Bosch, together with the Karlsruhe Institute of Technology (KIT) and the chemicals company BASF, has successfully produced the first-ever 3D printed microreactor made using technical ceramics. Microreactors are devices for housing chemical reactions, and in terms of heat, stability, and corrosion, few materials can withstand the extreme conditions caused by these high-temperature chemical reactions.
“To control and monitor a chemical reaction, a reactor needs to have hardness, heat resistance, and complex structures inside,” said Klaus Prosiegel, sales manager at the Bosch startup, Advanced Ceramics, based in southern Germany. “3D printed technical ceramics bring these excellent properties to the table.”
Bosch Advanced Ceramics is part of ‘grow’, Bosch’s in-house startup platform. With locations in Europe, the Middle East, Africa, Southeast Asia, India, China, Japan, North America, and South America, grow is the global home for startups within the technology company. Worldwide, the startup platform currently has ten projects in the incubation phase.
Technical ceramics are in demand in a wide range of industries, including in medicine, where it is used in bipolar scissors, which can cut tissue and stop bleeding at the same time. The electric current flowing through the two metallic halves of the scissors heats the tissue, and seals it. An insulator made of technical ceramics ensures that the two metallic blades do not cause a short circuit when the scissors are closed – making surgery faster and safer.
In energy technology, the extreme heat resistance and ion conductivity of technical ceramics makes them ideal for use in fuel-cell stacks, and other applications. In mobility, distance sensors that help with parking are also made of technical ceramics.
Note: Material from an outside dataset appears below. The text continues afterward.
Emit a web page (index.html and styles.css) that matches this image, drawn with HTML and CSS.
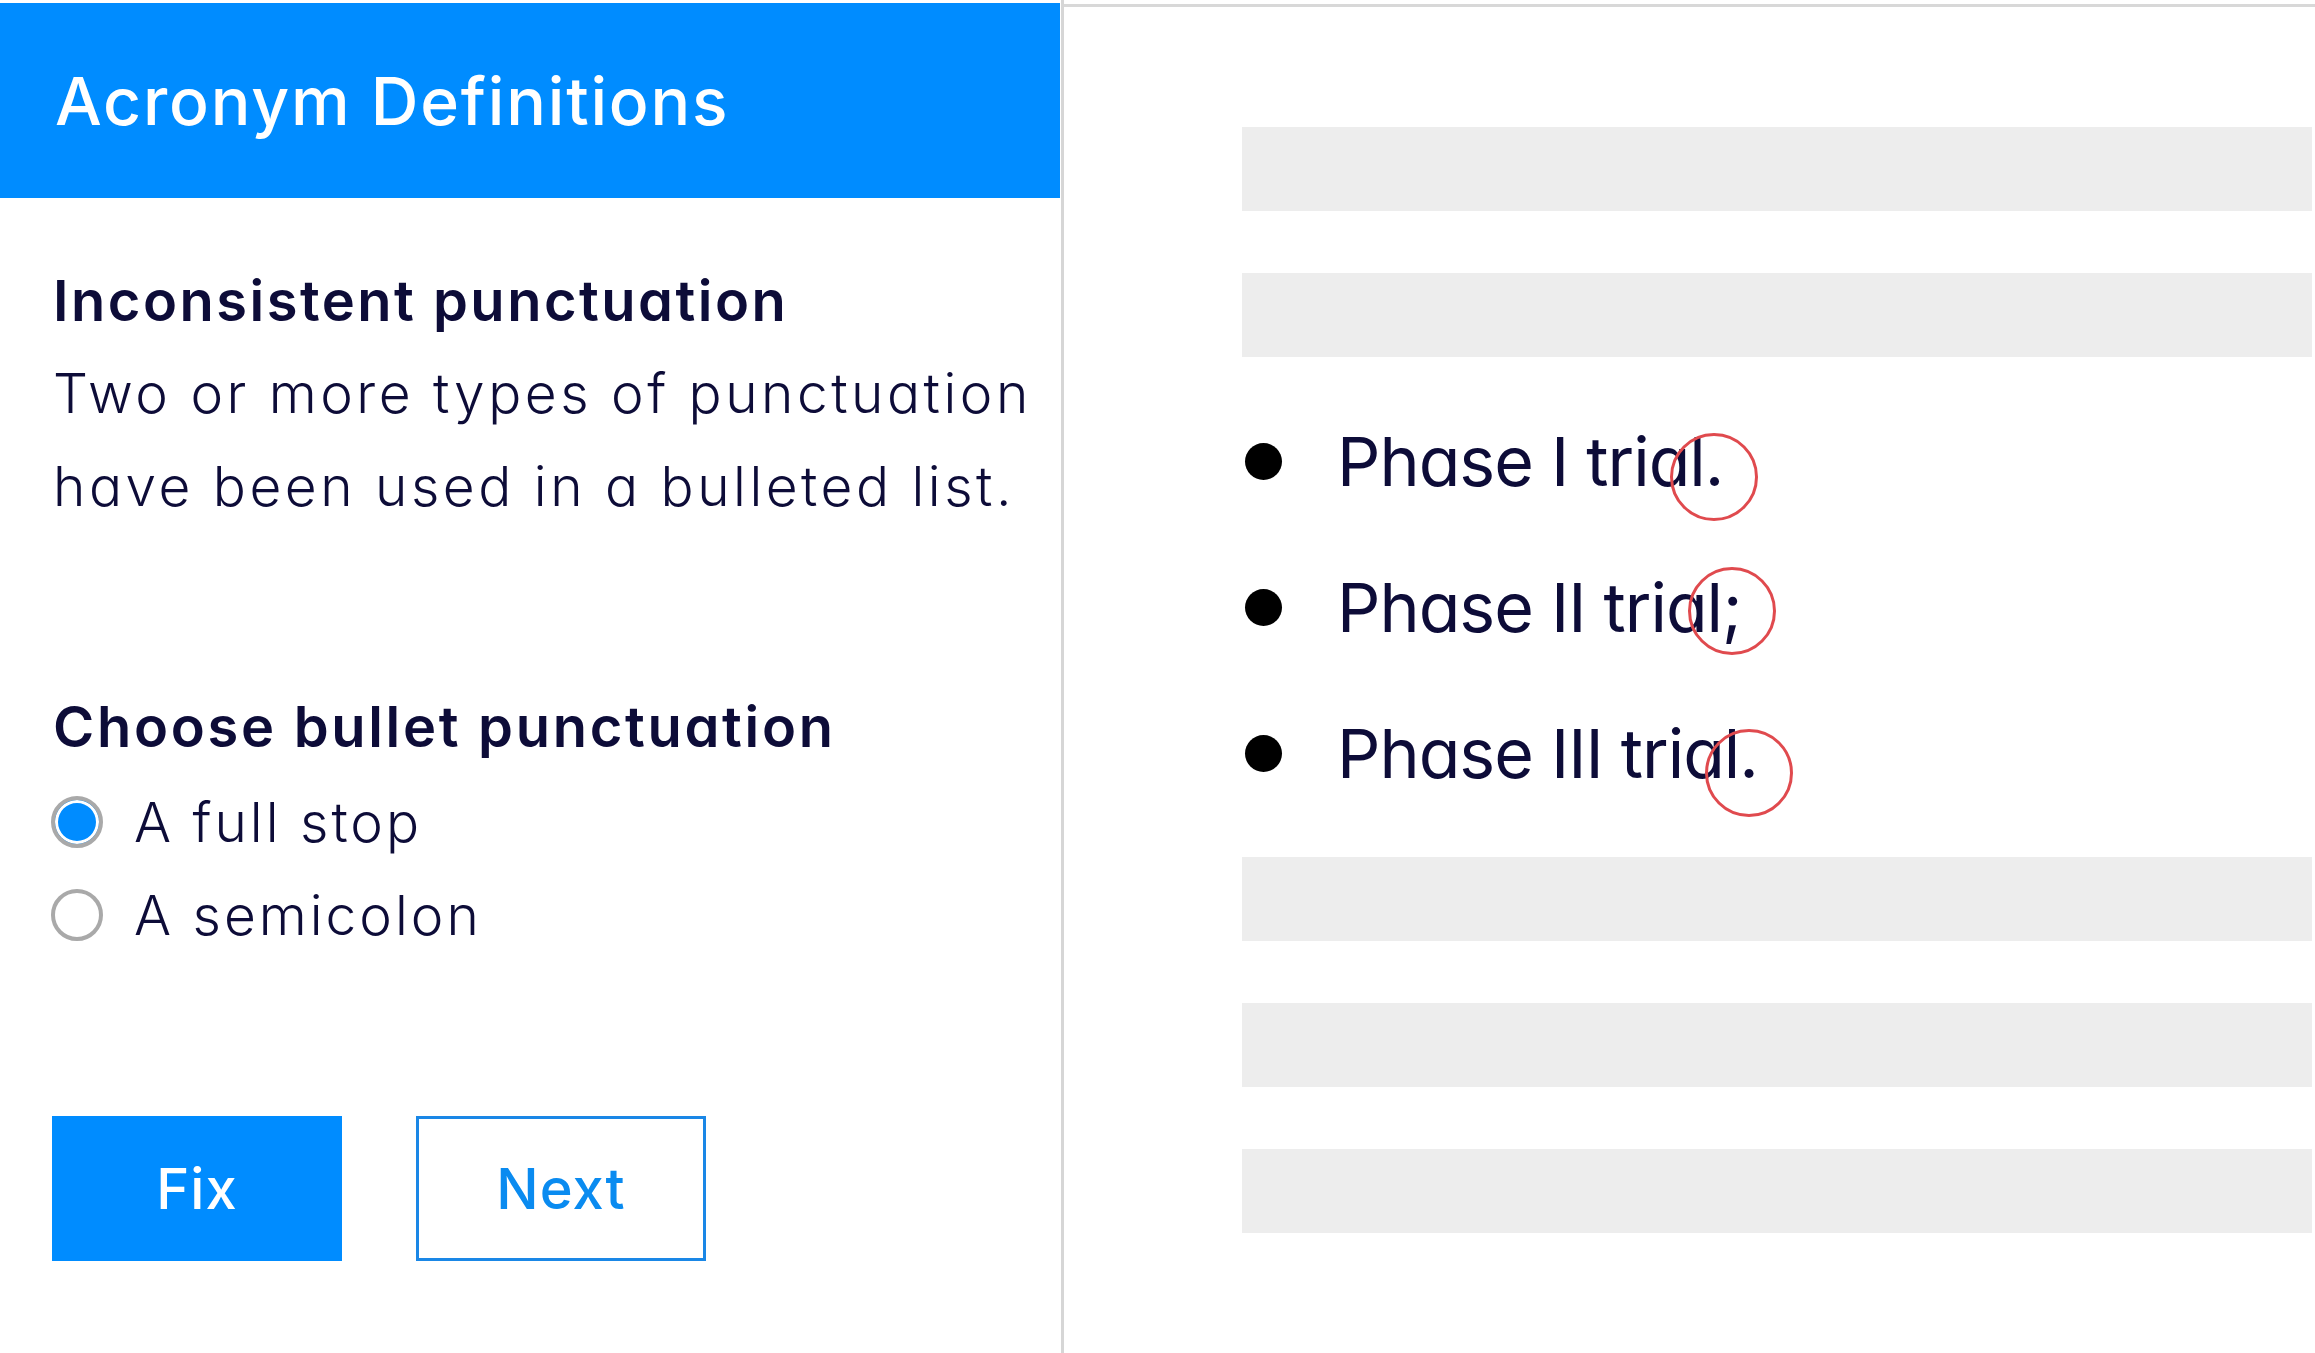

Another area of application is grinders for fully automatic coffee machines, where the material’s extreme durability and hardness ensures that the grinding effect remains the same over time, with no material abrasion that could affect the taste of the coffee. “We have products on the market in all these areas,” said Prosiegel.
Bosch Advanced Ceramics was aware that technical ceramics are also very well suited for chemical reactions. “The challenge, however, was to find a process that was capable of producing the complex structures inside a ceramic reactor,” said Prosiegel. To solve this task, the startup’s team of ten combined two of the company’s core competencies – technical ceramics and 3D printing. “We’ve successfully employed 3D printing to produce ceramic components that can’t be made by conventional means,” said Prosiegel.
BASF is now using this microreactor for basic research applications – since it allows for the monitoring of chemical reactions under ideal temperature conditions. Furthermore, it requires fewer raw materials, and less energy, compared to large reactors. Experts are able to analyze these small-scale results and extrapolate them for large-scale implementation. “This is just like a chef trying out a new recipe on a small scale first before putting the dish on the menu,” said Prosiegel.
The next step is to 3D print 10 – 20 more microreactors, with the same design, for BASF. Prosiegel predicts a promising future for technical ceramics – considering the conceivable further potential applications in the chemicals sector. “After all, almost every laboratory crucible is made of technical ceramics.”